• **Supplied records**:
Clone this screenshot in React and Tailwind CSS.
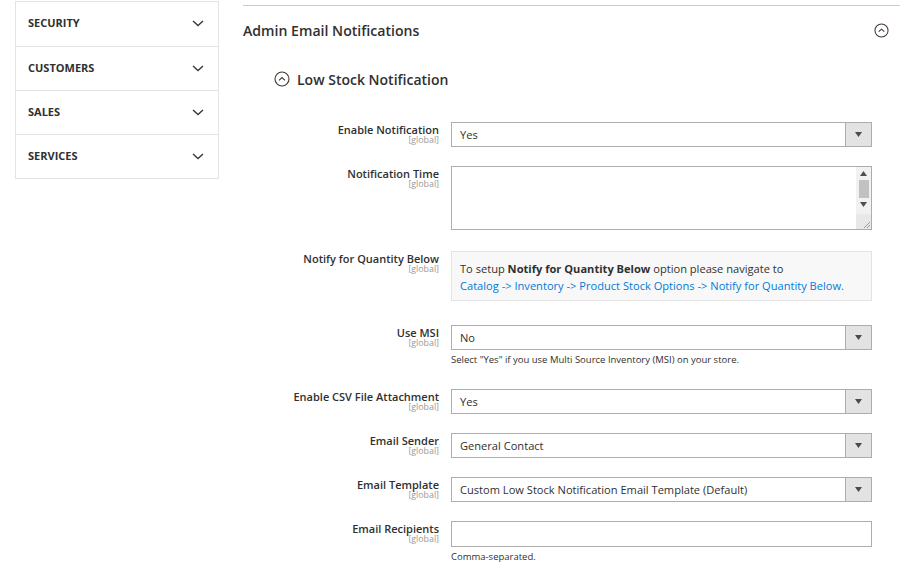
---
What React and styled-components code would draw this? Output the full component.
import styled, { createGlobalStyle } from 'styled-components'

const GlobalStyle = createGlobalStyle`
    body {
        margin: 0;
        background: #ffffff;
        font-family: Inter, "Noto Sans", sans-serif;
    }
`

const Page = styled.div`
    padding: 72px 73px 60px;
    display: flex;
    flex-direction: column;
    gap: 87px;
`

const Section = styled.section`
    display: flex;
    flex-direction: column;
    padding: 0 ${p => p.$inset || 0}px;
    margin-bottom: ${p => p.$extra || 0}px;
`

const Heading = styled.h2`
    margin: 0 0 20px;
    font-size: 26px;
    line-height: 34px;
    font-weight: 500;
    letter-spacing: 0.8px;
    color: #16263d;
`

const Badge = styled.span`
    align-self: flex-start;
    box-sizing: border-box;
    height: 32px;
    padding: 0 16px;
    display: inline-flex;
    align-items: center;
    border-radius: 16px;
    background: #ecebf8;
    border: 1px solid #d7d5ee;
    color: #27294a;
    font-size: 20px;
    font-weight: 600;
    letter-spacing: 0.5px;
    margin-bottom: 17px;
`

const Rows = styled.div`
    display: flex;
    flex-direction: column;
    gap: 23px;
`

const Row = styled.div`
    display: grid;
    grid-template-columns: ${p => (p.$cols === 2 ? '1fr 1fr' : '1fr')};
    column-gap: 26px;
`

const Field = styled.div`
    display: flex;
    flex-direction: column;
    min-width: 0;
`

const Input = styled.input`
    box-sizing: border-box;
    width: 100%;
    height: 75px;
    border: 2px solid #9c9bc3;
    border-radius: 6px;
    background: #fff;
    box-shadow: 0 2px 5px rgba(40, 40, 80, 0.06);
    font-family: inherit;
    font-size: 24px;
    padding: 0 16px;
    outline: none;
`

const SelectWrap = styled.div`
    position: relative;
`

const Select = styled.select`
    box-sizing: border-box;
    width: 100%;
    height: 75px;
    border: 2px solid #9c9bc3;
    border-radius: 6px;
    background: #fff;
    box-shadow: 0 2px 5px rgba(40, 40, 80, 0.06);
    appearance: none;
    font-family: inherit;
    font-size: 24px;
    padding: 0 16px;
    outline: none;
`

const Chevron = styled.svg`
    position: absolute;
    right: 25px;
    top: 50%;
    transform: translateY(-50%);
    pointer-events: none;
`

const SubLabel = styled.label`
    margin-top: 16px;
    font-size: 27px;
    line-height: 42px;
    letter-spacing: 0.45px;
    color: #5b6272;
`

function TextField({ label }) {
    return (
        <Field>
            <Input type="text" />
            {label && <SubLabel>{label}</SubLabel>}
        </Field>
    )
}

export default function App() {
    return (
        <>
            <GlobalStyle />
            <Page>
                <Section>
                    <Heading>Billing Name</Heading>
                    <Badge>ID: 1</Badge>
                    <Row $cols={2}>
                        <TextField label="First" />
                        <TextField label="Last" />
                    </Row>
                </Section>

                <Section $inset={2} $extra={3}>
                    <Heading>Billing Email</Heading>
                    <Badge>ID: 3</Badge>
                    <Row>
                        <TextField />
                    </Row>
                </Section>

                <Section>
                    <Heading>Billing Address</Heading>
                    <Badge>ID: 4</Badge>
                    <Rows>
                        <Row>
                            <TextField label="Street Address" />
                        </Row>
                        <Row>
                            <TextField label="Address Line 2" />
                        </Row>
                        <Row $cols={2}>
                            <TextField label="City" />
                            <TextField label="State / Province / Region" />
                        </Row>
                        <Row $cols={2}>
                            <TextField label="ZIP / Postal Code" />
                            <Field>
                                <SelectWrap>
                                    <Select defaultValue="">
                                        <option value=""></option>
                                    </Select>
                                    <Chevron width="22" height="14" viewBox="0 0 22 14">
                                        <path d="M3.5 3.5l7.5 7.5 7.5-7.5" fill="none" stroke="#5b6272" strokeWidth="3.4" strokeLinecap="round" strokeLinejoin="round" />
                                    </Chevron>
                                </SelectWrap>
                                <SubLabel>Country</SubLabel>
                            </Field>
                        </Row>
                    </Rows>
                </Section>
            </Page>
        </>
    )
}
==
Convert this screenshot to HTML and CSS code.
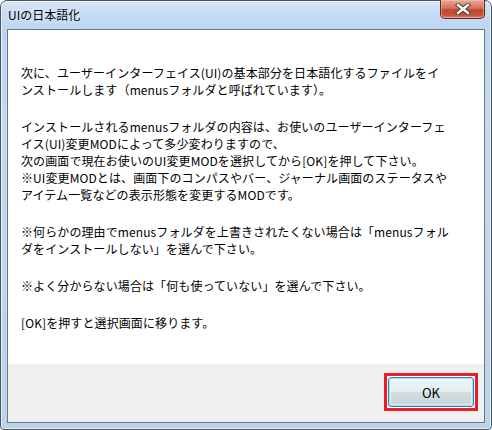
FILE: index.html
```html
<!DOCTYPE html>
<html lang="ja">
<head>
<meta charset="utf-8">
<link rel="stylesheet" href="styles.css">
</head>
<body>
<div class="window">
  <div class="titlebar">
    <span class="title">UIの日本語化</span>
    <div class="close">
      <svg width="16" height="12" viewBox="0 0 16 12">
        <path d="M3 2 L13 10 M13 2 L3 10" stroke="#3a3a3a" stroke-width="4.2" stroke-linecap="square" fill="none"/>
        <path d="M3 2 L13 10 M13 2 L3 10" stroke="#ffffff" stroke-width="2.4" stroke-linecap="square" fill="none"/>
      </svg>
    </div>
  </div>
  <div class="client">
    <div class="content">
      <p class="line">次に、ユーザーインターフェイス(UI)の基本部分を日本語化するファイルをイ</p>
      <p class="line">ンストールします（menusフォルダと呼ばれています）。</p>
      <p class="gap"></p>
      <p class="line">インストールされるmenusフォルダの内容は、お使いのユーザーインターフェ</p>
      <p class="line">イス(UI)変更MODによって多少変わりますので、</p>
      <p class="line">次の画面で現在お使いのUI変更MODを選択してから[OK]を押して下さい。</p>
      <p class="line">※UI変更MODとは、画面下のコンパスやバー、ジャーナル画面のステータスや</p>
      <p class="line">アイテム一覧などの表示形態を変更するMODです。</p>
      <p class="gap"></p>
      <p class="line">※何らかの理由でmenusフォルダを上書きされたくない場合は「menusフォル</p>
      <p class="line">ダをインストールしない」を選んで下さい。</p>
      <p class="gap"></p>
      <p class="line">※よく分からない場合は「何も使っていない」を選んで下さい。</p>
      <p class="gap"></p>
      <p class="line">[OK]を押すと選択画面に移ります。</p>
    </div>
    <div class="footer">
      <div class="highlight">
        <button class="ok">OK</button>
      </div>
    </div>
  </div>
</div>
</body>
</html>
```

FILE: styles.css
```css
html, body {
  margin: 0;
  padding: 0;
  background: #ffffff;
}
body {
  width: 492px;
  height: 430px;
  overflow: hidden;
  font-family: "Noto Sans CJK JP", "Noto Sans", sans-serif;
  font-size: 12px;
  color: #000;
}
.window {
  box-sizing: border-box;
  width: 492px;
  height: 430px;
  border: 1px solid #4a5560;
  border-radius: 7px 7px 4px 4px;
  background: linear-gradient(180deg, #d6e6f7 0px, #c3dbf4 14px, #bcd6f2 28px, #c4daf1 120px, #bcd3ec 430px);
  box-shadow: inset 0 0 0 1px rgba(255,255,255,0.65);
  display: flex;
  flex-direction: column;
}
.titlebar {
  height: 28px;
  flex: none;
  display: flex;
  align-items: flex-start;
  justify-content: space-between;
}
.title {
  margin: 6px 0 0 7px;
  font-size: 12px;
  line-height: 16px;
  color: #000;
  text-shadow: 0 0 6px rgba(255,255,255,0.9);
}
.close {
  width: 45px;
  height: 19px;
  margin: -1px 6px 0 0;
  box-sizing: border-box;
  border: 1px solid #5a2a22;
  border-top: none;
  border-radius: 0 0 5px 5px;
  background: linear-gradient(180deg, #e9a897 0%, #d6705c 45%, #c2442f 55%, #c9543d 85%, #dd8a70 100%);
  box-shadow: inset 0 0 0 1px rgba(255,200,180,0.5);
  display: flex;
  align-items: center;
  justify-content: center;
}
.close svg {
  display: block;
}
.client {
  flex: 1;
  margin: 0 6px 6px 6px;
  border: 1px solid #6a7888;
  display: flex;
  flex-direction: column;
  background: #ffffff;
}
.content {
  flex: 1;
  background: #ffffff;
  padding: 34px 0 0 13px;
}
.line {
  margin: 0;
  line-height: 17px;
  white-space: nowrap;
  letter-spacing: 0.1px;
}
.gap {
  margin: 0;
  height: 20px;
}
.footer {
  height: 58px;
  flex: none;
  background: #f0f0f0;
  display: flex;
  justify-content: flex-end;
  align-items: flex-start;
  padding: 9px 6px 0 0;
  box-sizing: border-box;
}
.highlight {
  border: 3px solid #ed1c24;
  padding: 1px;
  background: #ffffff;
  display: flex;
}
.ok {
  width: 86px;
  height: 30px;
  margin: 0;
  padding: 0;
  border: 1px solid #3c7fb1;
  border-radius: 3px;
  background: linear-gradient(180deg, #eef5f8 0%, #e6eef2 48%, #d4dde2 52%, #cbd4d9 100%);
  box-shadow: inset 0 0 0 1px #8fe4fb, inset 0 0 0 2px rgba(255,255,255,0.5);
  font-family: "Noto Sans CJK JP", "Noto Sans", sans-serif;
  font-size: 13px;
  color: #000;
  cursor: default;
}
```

• **Stated goal**:
In the records above, collect each line with "this".

• **Answer in full**:
Clone this screenshot in React and Tailwind CSS.
What React and styled-components code would draw this? Output the full component.
Convert this screenshot to HTML and CSS code.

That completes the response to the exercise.